As presence is an always-on service, presence platforms must be highly available. The presence platforms which meet availability requirements typically have built-in architectural redundancy and auto-healing features designed to gracefully recover from outages on the network or at the network node level.

There is no such thing as a one-size-fits-all presence model. To allow the presence platform to be tailored to specific applications and services, it must provide developers ways to access and extend its capabilities. As there are several presence protocols in general use ( e.g., SIMPLE and XMPP) support for multiple standards makes it easier for application developers to make use of a presence platform when the presence nodes speak different protocols. To maximize interoperability and prevent vendor lock-in, presence platforms should be based on truly open standards and not rely on proprietary extensions. Another important development requirement is libraries to facilitate the creation of clients and software to connect network nodes and applications with the presence platform. A diverse set of libraries, such as is listed here, represents a major advantage for a presence platform, as it allows developers to work in the language that is most appropriate for their specific objectives.

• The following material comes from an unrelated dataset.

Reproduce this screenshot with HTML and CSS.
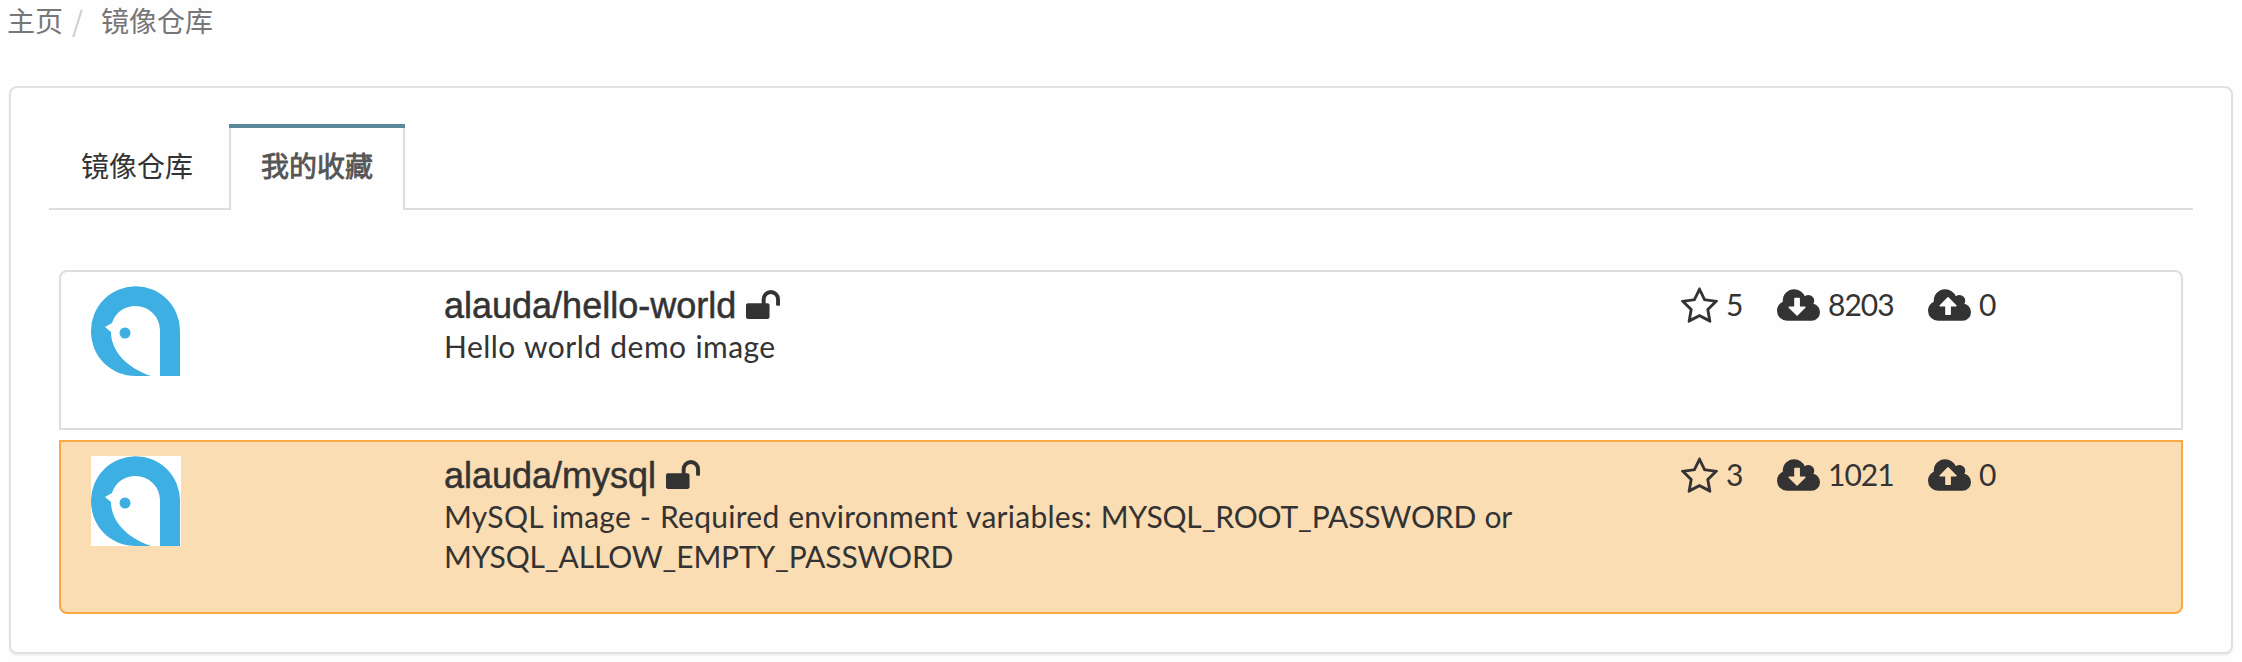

Presence platforms are not stand-alone entities. In most use cases, presence platforms must interoperate with other network software, such as directory servers and data base services. As presence is often a new service added to an existing deployment architecture, the presence platform must be able to integrate with existing network middleware. To minimize data/hosting center floorspace and management costs, presence platforms should run on the most popular server operating systems, so a customer is not required to provision new hardware and train staff on the management of a new OS.

If you have deployed a presence platform or are planning to do so, do you have other requirements?

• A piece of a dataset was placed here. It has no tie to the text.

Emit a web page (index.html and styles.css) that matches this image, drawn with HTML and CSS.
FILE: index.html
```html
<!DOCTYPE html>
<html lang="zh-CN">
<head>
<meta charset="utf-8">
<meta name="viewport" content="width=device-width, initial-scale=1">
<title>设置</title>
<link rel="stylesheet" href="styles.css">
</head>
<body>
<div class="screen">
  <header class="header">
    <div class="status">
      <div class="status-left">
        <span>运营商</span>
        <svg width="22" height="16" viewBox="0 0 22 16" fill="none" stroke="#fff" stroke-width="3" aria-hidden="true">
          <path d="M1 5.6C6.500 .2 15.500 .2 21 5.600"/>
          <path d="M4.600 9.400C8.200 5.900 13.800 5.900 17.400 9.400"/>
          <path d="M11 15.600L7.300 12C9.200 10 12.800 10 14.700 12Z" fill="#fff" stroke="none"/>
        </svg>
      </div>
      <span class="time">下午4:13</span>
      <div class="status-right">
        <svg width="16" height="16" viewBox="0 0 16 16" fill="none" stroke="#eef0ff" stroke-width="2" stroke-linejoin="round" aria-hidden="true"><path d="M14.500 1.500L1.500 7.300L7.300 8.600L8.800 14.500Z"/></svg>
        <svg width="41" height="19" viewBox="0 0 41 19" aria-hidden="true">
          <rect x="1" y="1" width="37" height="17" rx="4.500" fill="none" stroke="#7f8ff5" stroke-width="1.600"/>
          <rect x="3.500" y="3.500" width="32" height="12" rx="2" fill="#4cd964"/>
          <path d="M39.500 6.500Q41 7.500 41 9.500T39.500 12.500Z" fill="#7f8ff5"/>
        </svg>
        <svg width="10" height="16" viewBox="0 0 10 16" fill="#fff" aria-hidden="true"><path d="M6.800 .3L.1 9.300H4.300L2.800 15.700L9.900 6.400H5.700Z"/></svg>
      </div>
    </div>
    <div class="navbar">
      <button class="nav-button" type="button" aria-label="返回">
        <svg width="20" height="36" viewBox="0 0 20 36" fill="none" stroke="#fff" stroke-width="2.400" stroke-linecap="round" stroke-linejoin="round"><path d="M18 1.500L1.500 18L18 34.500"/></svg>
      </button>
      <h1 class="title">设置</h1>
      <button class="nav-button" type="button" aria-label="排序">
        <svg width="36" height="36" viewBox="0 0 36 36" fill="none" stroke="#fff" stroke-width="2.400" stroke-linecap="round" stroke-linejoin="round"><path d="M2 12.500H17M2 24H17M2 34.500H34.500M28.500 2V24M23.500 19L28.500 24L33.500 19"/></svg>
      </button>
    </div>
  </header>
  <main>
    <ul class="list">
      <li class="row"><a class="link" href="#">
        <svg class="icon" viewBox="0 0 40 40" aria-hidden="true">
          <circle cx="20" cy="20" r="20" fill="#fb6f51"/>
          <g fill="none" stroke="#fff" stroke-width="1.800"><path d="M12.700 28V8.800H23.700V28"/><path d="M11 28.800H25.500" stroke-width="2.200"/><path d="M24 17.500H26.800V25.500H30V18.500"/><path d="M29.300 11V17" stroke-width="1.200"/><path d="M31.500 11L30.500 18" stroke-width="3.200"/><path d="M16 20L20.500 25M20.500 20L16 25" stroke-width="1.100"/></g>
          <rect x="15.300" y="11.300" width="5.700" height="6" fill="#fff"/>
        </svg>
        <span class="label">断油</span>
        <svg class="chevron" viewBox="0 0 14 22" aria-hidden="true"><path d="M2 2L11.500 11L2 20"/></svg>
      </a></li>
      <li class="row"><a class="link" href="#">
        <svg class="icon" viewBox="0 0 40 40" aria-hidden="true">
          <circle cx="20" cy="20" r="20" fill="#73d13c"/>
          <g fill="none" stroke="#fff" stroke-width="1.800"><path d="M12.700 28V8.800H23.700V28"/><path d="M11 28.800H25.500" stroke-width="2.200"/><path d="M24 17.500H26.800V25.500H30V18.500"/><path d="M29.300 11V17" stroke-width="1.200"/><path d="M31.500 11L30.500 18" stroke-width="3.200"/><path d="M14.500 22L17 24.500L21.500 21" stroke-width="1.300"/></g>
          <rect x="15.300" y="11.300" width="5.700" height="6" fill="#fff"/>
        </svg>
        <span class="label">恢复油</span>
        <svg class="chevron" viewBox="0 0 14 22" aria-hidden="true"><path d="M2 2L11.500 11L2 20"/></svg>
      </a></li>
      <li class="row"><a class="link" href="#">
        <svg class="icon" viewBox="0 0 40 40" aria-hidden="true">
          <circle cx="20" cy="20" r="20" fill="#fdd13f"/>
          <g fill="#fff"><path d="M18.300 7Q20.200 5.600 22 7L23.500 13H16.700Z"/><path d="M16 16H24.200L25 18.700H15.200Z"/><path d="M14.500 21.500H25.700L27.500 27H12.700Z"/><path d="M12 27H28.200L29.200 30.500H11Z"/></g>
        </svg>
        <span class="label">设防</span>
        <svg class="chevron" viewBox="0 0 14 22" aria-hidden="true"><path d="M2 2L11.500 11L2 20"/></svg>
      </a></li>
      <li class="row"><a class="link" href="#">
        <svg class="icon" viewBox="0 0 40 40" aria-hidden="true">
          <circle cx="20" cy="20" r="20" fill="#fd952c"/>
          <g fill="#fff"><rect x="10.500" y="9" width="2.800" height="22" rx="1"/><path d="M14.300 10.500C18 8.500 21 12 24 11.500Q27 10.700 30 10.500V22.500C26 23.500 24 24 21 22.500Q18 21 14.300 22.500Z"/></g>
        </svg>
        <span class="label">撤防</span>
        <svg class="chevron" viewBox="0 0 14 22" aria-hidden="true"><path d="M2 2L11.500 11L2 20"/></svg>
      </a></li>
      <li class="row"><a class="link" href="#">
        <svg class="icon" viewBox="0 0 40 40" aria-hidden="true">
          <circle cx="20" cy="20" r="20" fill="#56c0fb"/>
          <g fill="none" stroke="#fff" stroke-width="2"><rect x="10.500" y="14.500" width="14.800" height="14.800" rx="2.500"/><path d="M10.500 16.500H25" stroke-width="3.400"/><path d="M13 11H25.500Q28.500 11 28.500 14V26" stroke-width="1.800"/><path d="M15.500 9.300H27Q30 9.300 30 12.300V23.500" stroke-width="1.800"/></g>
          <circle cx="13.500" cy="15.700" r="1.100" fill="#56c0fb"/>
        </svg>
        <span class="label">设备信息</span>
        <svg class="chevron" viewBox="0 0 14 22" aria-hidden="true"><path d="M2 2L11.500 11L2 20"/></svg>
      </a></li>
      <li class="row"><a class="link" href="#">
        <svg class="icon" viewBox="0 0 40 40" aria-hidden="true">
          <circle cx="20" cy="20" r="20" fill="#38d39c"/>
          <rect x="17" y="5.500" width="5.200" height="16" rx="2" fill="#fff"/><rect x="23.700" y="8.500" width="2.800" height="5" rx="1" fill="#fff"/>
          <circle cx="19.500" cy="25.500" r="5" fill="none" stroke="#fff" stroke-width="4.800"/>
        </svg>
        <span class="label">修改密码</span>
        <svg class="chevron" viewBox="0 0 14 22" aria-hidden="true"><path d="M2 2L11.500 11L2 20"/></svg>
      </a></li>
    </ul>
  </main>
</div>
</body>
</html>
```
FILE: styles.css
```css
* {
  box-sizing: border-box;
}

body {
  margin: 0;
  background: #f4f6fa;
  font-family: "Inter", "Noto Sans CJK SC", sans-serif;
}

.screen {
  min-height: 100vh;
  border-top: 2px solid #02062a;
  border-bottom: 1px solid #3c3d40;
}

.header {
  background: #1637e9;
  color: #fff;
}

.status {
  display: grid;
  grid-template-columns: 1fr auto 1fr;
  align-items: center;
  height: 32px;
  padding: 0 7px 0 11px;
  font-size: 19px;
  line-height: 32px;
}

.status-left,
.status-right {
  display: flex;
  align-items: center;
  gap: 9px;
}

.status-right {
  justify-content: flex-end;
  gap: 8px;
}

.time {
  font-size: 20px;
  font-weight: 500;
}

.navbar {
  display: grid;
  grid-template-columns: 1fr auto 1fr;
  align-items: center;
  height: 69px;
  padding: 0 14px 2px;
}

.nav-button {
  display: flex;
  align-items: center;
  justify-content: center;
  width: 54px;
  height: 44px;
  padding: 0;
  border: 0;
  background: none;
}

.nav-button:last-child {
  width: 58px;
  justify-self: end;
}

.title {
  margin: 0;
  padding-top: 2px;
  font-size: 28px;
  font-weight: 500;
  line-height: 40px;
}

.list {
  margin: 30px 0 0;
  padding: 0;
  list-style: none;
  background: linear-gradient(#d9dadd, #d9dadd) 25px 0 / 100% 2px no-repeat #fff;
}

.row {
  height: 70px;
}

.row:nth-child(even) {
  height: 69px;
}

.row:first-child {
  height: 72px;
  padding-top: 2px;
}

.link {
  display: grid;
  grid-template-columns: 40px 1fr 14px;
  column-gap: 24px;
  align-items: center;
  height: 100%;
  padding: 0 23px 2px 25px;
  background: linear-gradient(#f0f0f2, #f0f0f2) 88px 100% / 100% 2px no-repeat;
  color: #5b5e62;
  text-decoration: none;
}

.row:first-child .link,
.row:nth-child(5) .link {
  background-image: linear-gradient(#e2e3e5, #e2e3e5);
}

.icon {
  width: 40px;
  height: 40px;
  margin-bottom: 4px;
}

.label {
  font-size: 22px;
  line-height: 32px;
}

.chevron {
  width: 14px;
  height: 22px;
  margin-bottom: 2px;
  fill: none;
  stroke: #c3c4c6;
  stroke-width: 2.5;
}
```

What Are You Going to Presence-Enable?

Sunday, November 11, 2007 by Dave Uhlir

As presence becomes integrated into many application categories, it becomes problematic to have separate presence models for each application or service. By sharing a common presence platform, applications and services can draw from a consistent, synchronized store of presence information. This common “presence pool” can be tapped to integrate applications, route communications, data and to monitor conditions in real-time. The vision of common presence platform that can be used to add presence to existing or next-generation applications is catching on. There is commentary on the topic and there are commercial presence platforms, including Jabber, Inc.’s, in the market.

The application categories where presence is valuable or essential include: Unified communications, social networks, consumer services, collaboration tools, workflow and monitoring applications. Today, most of these applications have their own, built-from-scratch presence platforms and typically can not exchange presence information with other applications.

What do you think?

  • Have you, or are you considering presence-enabling existing or new applications or services?
  • Do you like the concept of a common presence platform?
  • Do you plan to write your own presence platform from scratch, or use one that works off-the-shelf?

Of course, here at Jabber, Inc., we’re biased towards the off-the-shelf model, but would be interested to learn why you have, or are considering writing your own presence engine from scratch.